# 14.1 Arithmetization of Syntax

14.1 Arithmetization of Syntax

Gödel’s key idea is that syntax can be represented inside arithmetic. Symbols, formulas, and proofs are encoded as natural numbers. Once this is done, statements about formulas become statements about numbers, and a formal system can reason about its own expressions.

Coding Symbols

Start with a finite alphabet of symbols:

$$
{0, S, +, \times, =, (, ), \forall, \exists, \neg, \land, \lor, \to, \dots}
$$

Assign each symbol a unique natural number. For example:

Symbol	Code
$0$	$1$
$S$	$2$
$+$	$3$
$\times$	$4$
$=$	$5$
$(,$	$6$
$,)$	$7$
$\forall$	$8$
$\neg$	$9$

The exact assignment does not matter. What matters is that it is fixed and unambiguous.

Coding Sequences

A formula is a finite sequence of symbols. To encode a sequence, we map it to a single number.

A standard method uses prime factorization. Let:

$$
p_1, p_2, p_3, \dots
$$

be the sequence of prime numbers.

If a sequence of symbols has codes:

$$
a_1, a_2, a_3, \dots, a_n
$$

then its Gödel number is:

$$
\mathrm{GN}(a_1,\dots,a_n)

p_1^{a_1} \cdot p_2^{a_2} \cdot p_3^{a_3} \cdots p_n^{a_n}
$$

Each position in the sequence is tied to a distinct prime. The exponent records the symbol at that position.

This encoding is injective. Different sequences produce different numbers because of the uniqueness of prime factorization.

Decoding

Given a number, we can recover the sequence by factoring it into primes:

$$
N = p_1^{a_1} p_2^{a_2} \cdots p_n^{a_n}
$$

The exponents $a_i$ give the original symbol codes.

So the encoding is reversible. Syntax can move back and forth between symbolic form and numeric form.

Encoding Formulas and Proofs

Using this method:

* every term has a code
* every formula has a code
* every finite sequence of formulas has a code

A proof is a finite sequence of formulas. Therefore, every proof also has a Gödel number.

We write:

$$
\ulcorner A \urcorner
$$

for the Gödel number of a formula $A$.

Representing Syntax in Arithmetic

Once formulas and proofs are encoded as numbers, we define relations on numbers that correspond to syntactic properties.

Examples:

* $\mathrm{Formula}(x)$: “$x$ is the code of a well-formed formula”
* $\mathrm{Proof}(x,y)$: “$x$ is the code of a proof of the formula with code $y$”
* $\mathrm{Provable}(y)$: “there exists $x$ such that $\mathrm{Proof}(x,y)$”

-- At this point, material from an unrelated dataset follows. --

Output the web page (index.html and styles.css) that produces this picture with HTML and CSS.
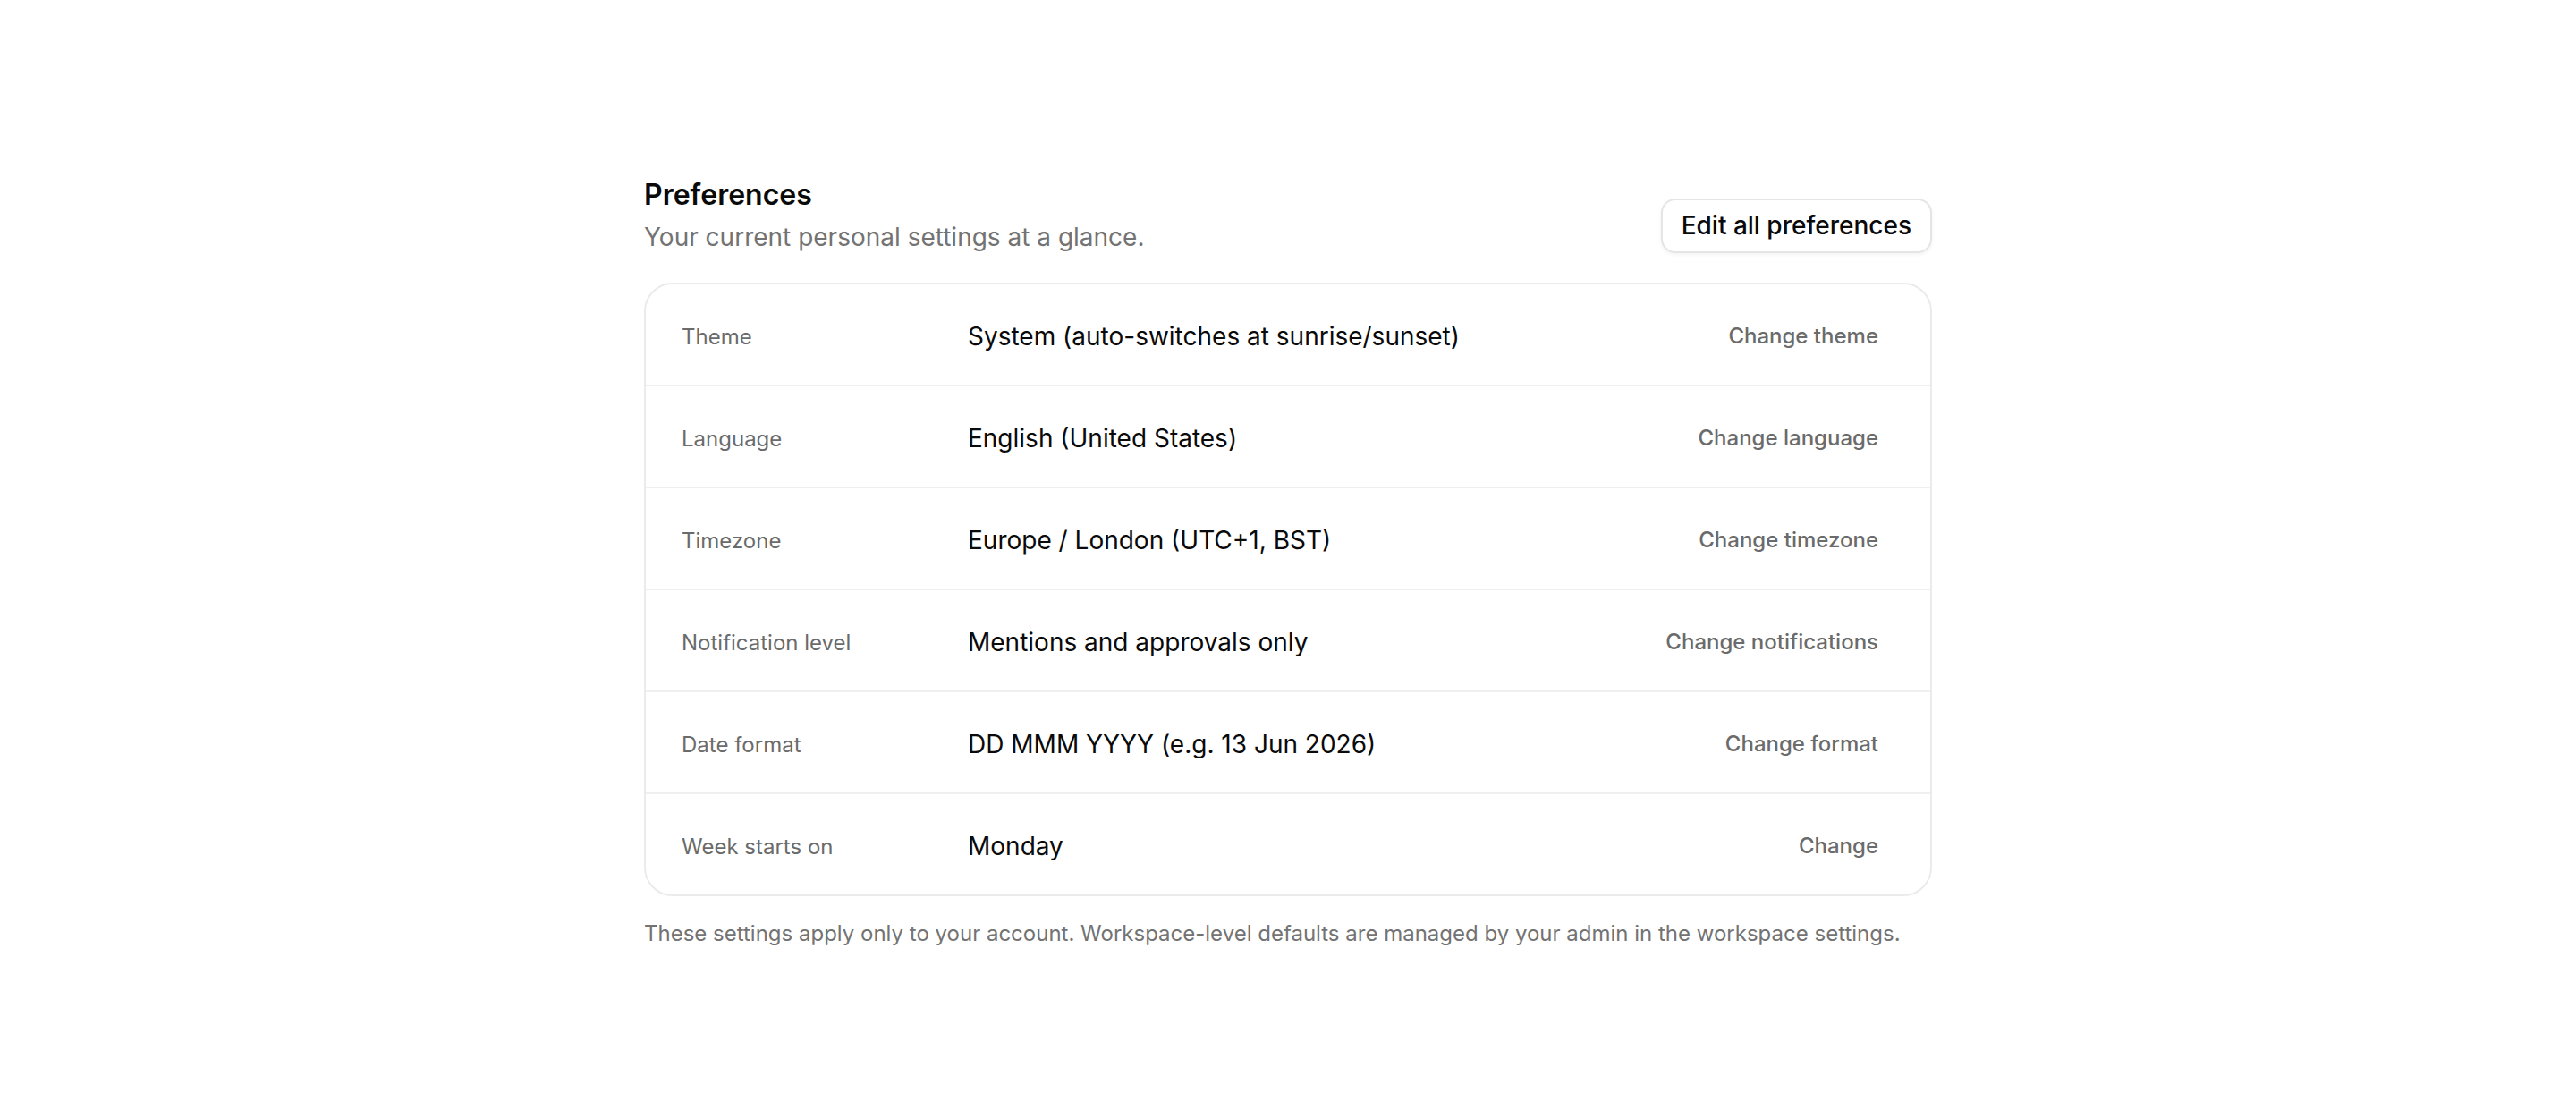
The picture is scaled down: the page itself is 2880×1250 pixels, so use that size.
FILE: index.html
```html
<!DOCTYPE html>
<html lang="en">
<head>
<meta charset="utf-8">
<title>Preferences</title>
<link rel="stylesheet" href="styles.css">
</head>
<body>
<main class="page">
  <section class="prefs">
    <header class="prefs-header">
      <div class="prefs-titles">
        <h1 class="prefs-title">Preferences</h1>
        <p class="prefs-subtitle">Your current personal settings at a glance.</p>
      </div>
      <button class="btn-edit" type="button">Edit all preferences</button>
    </header>
    <div class="card">
      <div class="row">
        <span class="label">Theme</span>
        <span class="value">System (auto-switches at sunrise/sunset)</span>
        <button class="action" type="button">Change theme</button>
      </div>
      <div class="row">
        <span class="label">Language</span>
        <span class="value">English (United States)</span>
        <button class="action" type="button">Change language</button>
      </div>
      <div class="row">
        <span class="label">Timezone</span>
        <span class="value">Europe / London (UTC+1, BST)</span>
        <button class="action" type="button">Change timezone</button>
      </div>
      <div class="row">
        <span class="label">Notification level</span>
        <span class="value">Mentions and approvals only</span>
        <button class="action" type="button">Change notifications</button>
      </div>
      <div class="row">
        <span class="label">Date format</span>
        <span class="value">DD MMM YYYY (e.g. 13 Jun 2026)</span>
        <button class="action" type="button">Change format</button>
      </div>
      <div class="row">
        <span class="label">Week starts on</span>
        <span class="value">Monday</span>
        <button class="action" type="button">Change</button>
      </div>
    </div>
    <p class="footnote">These settings apply only to your account. Workspace-level defaults are managed by your admin in the workspace settings.</p>
  </section>
</main>
</body>
</html>
```

FILE: styles.css
```css
* {
  box-sizing: border-box;
}

html, body {
  margin: 0;
  padding: 0;
  background: #ffffff;
}

body {
  font-family: Inter, "Noto Sans", "Liberation Sans", sans-serif;
  color: #0a0a0a;
}

.page {
  min-height: 100vh;
  display: flex;
  align-items: center;
  justify-content: center;
  padding-top: 10px;
}

.prefs {
  width: 1440px;
}

.prefs-header {
  display: flex;
  justify-content: space-between;
  align-items: flex-end;
  margin-bottom: 32px;
}

.prefs-title {
  margin: 0;
  font-size: 32px;
  line-height: 40px;
  font-weight: 600;
  color: #0a0a0a;
}

.prefs-subtitle {
  margin: 8px 0 0;
  font-size: 28px;
  line-height: 38px;
  color: #737373;
}

.btn-edit {
  font-family: inherit;
  font-size: 28px;
  line-height: 37px;
  font-weight: 500;
  color: #0a0a0a;
  background: #ffffff;
  border: 2px solid #e5e5e5;
  border-radius: 16px;
  padding: 10px 21px;
  margin-bottom: 1px;
  box-shadow: 0 2px 4px rgba(0, 0, 0, 0.05);
}

.card {
  border: 2px solid #ebebeb;
  border-radius: 32px;
  overflow: hidden;
  background: #ffffff;
}

.row {
  display: grid;
  grid-template-columns: 320px 1fr auto;
  align-items: center;
  height: 114px;
  padding: 4px 40px 0;
  border-bottom: 2px solid #efefef;
}

.row:last-child {
  height: 112px;
  border-bottom: none;
}

.label {
  font-size: 24px;
  line-height: 32px;
  font-weight: 400;
  color: #6b6b6b;
  padding-top: 2px;
}

.value {
  font-size: 28px;
  line-height: 40px;
  color: #0a0a0a;
}

.action {
  font-family: inherit;
  font-size: 24px;
  line-height: 32px;
  font-weight: 500;
  color: #6b6b6b;
  background: transparent;
  border: none;
  padding: 8px 18px;
  cursor: pointer;
}

.footnote {
  margin: 24px 0 0;
  font-size: 24px;
  line-height: 36px;
  color: #737373;
}
```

These are arithmetic relations. They talk only about natural numbers.

A central fact is that such relations are definable in arithmetic. That means there are formulas in the language of arithmetic that express them.

So the system can internally state things like:

$$
\exists x, \mathrm{Proof}(x, \ulcorner A \urcorner)
$$

which means “$A$ is provable”.

Why This Matters

Arithmetization turns syntax into arithmetic data. This has two crucial consequences.

First, meta-mathematical statements become internal statements. Instead of talking externally about proofs, the system can express “this formula is provable” using arithmetic.

Second, self-reference becomes possible. Since formulas have numeric codes, a formula can refer to its own code.

This prepares the ground for Gödel’s construction. In later sections, we will build a sentence $G$ such that:

$$
G \leftrightarrow \neg \mathrm{Provable}(\ulcorner G \urcorner)
$$

This sentence asserts its own unprovability.

The entire mechanism depends on the fact that syntax can be encoded faithfully inside arithmetic. Without arithmetization, Gödel’s theorems cannot be formulated precisely.